Effective roof ventilation design plays a crucial role in preventing moisture accumulation in sloped wall assemblies. Even the best vapor barrier cannot prevent all moisture from entering the assembly, which is why ventilation and drying potential must be designed into the system.
Testing and Verification
After installing a vapor barrier on a sloped wall, verification is important. A visual inspection should confirm that all seams are sealed, all penetrations are caulked, and the barrier is continuous across the entire assembly. For critical applications, consider using a blower door test to measure the overall air leakage of the assembly. While this tests air leakage rather than vapor diffusion directly, air leakage is the primary mechanism for moisture transport in most building assemblies.

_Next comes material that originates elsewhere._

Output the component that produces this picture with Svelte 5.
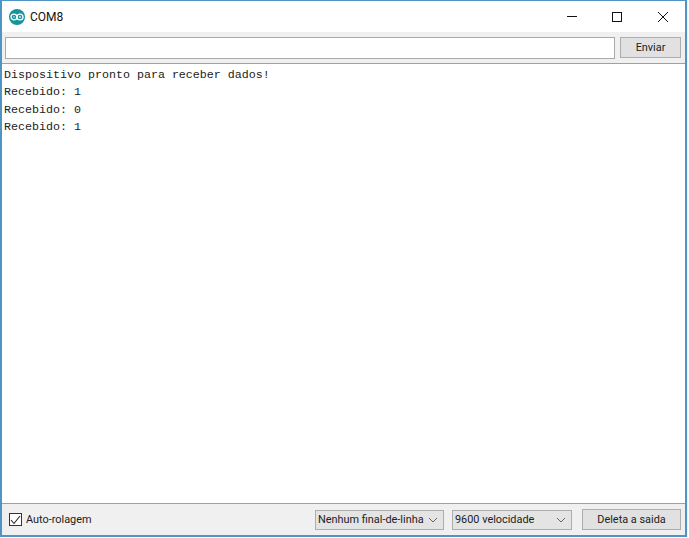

Infrared thermography can also be used to identify areas where the vapor barrier or insulation is missing or compromised. During cold weather, areas of missing insulation or vapor barrier will appear as cold spots on the interior surface, indicating potential problem areas that need correction before the wall is closed up.
Conclusion
Installing a vapor barrier on a sloped wall requires understanding moisture dynamics, careful material selection, and meticulous installation. The slope itself adds complexity in terms of material handling, drainage considerations, and the need for secure fastening. By following proper techniques – starting installation at the bottom, overlapping seams correctly, sealing all penetrations, and maintaining continuity across the entire assembly – you can create a durable, high-performance wall system that will serve for decades. The investment in proper vapor barrier installation is small compared to the cost of repairing moisture damage in walls. For more guidance on preventing moisture problems in complex building assemblies, consult a building science professional or your local building department before beginning your project.